What about measures of anticipated inflation? The next chart shows the breakeven rates implicit in 5-year and 10-year Treasury bond yields and TIPS yields. There's nothing much alarming in there, though there has been a modest increase recently in these breakeven rates, which are close to where they were pre-financial crisis. Keep in mind, though, that in early 2007 the fed funds rate was at 5.25%. It's now below 0.25% (with the IROR at 0.25%), so if we really think that we have to adjust downward our notion of current capacity in the US economy, this would tell us that the policy rate should be higher. This reasoning is of course predicated on pre-crisis policy being optimal. That's a leap, but you have to start somewhere.
Finally, I think that, in line with this idea, reverse repos and term deposits at the Fed are irrelevant currently. If quantitative easing (QE) is irrelevant at the margin, reverse repos and term deposits cannot make any difference either, at the margin. If the Fed does enough of those things, of course, that will make a difference. But we're talking about $1.6 trillion worth.

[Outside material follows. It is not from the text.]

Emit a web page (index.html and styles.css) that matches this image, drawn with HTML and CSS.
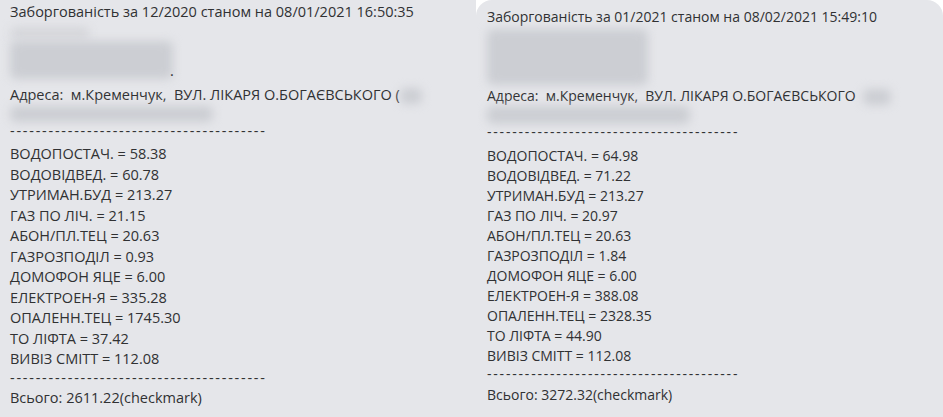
FILE: index.html
```html
<!DOCTYPE html>
<html lang="uk">
<head>
<meta charset="utf-8">
<title>Заборгованість</title>
<link rel="stylesheet" href="styles.css">
</head>
<body>
<main class="screen">
  <section class="bubble bubble-left">
    <p class="line title">Заборгованість за 12/2020 станом на 08/01/2021 16:50:35</p>
    <div class="redact redact-l">
      <span class="blot blot-l1"></span>
      <span class="blot blot-l2"></span>
      <span class="dot">.</span>
    </div>
    <p class="line addr">Адреса:  м.Кременчук,  ВУЛ. ЛІКАРЯ О.БОГАЄВСЬКОГО (<span class="blot blot-inline blot-l3"></span></p>
    <div class="redact-line"><span class="blot blot-l4"></span></div>
    <p class="line dashes">----------------------------------------</p>
    <ul class="items">
      <li class="line">ВОДОПОСТАЧ. = 58.38</li>
      <li class="line">ВОДОВІДВЕД. = 60.78</li>
      <li class="line">УТРИМАН.БУД = 213.27</li>
      <li class="line">ГАЗ ПО ЛІЧ. = 21.15</li>
      <li class="line">АБОН/ПЛ.ТЕЦ = 20.63</li>
      <li class="line">ГАЗРОЗПОДІЛ = 0.93</li>
      <li class="line">ДОМОФОН ЯЦЕ = 6.00</li>
      <li class="line">ЕЛЕКТРОЕН-Я = 335.28</li>
      <li class="line">ОПАЛЕНН.ТЕЦ = 1745.30</li>
      <li class="line">ТО ЛІФТА = 37.42</li>
      <li class="line">ВИВІЗ СМІТТ = 112.08</li>
    </ul>
    <p class="line dashes">----------------------------------------</p>
    <p class="line total">Всього: 2611.22(checkmark)</p>
  </section>
  <section class="bubble bubble-right">
    <p class="line title">Заборгованість за 01/2021 станом на 08/02/2021 15:49:10</p>
    <div class="redact redact-r">
      <span class="blot blot-r1"></span>
    </div>
    <p class="line addr">Адреса:  м.Кременчук,  ВУЛ. ЛІКАРЯ О.БОГАЄВСЬКОГО <span class="blot blot-inline blot-r3"></span></p>
    <div class="redact-line"><span class="blot blot-r4"></span></div>
    <p class="line dashes">----------------------------------------</p>
    <ul class="items">
      <li class="line">ВОДОПОСТАЧ. = 64.98</li>
      <li class="line">ВОДОВІДВЕД. = 71.22</li>
      <li class="line">УТРИМАН.БУД = 213.27</li>
      <li class="line">ГАЗ ПО ЛІЧ. = 20.97</li>
      <li class="line">АБОН/ПЛ.ТЕЦ = 20.63</li>
      <li class="line">ГАЗРОЗПОДІЛ = 1.84</li>
      <li class="line">ДОМОФОН ЯЦЕ = 6.00</li>
      <li class="line">ЕЛЕКТРОЕН-Я = 388.08</li>
      <li class="line">ОПАЛЕНН.ТЕЦ = 2328.35</li>
      <li class="line">ТО ЛІФТА = 44.90</li>
      <li class="line">ВИВІЗ СМІТТ = 112.08</li>
    </ul>
    <p class="line dashes">----------------------------------------</p>
    <p class="line total">Всього: 3272.32(checkmark)</p>
  </section>
</main>
</body>
</html>
```
FILE: styles.css
```css
* { box-sizing: border-box; }
html, body { margin: 0; padding: 0; }
body {
  background: #ffffff;
  width: 943px;
  height: 417px;
  overflow: hidden;
  font-family: "Open Sans", "Noto Sans", sans-serif;
  color: #303133;
}
.screen {
  display: flex;
  width: 943px;
  height: 417px;
}
.bubble {
  background: #e5e6ea;
  height: 417px;
  overflow: hidden;
}
.bubble-left {
  width: 476px;
  padding: 2px 0 0 10px;
  font-size: 14.5px;
}
.bubble-right {
  flex: 1;
  padding: 7px 0 0 11px;
  border-radius: 16px 16px 0 0;
  font-size: 14px;
}
p, ul { margin: 0; padding: 0; list-style: none; }
.line {
  white-space: pre;
  line-height: 20px;
}
.bubble-left .items .line { line-height: 20.5px; }

.redact { position: relative; display: flow-root; }
.redact-l { height: 63px; }
.redact-r { height: 59px; }
.redact-line { height: 18px; display: flow-root; }

.blot {
  display: block;
  background: #ccced3;
  filter: blur(5px);
  border-radius: 6px;
}
.blot-inline {
  display: inline-block;
  vertical-align: middle;
}
.blot-l1 { width: 80px; height: 12px; margin-top: 5px; background: #d5d6da; }
.blot-l2 { width: 163px; height: 38px; margin-top: 2px; }
.dot { position: absolute; left: 160px; top: 44px; line-height: 10px; }
.blot-l3 { width: 22px; height: 16px; }
.blot-l4 { width: 203px; height: 16px; margin-top: 1px; }
.blot-r1 { width: 161px; height: 56px; margin-top: 2px; }
.blot-r3 { width: 28px; height: 16px; margin-left: 4px; }
.blot-r4 { width: 203px; height: 18px; }

.dashes {
  line-height: 16px;
  letter-spacing: 1.75px;
}
.bubble-right .dashes { letter-spacing: 1.8px; }
.items { margin-top: 5px; }
.bubble-right .items { margin-top: 6px; }
.total { margin-top: 2px; }
.bubble-right .total { margin-top: 3px; }
```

Bottom line: I think some serious inflation is coming, maybe sooner than later. The Fed thinks it can control this with reverse repos and term deposits at the Fed. No way. When will the inflation happen? In line with this post, look out for increases in house prices. The higher house prices will support more credit, both at the consumer level, and in higher-level financial arrangements. The "bubble" will grow, and support the creation of more private liquid assets, which will in turn substitute for publicly-issued liquid assets, causing the price level to rise. The Fed can control the inflation, if they want to, but only if they increase the IROR, which they are loathe to do.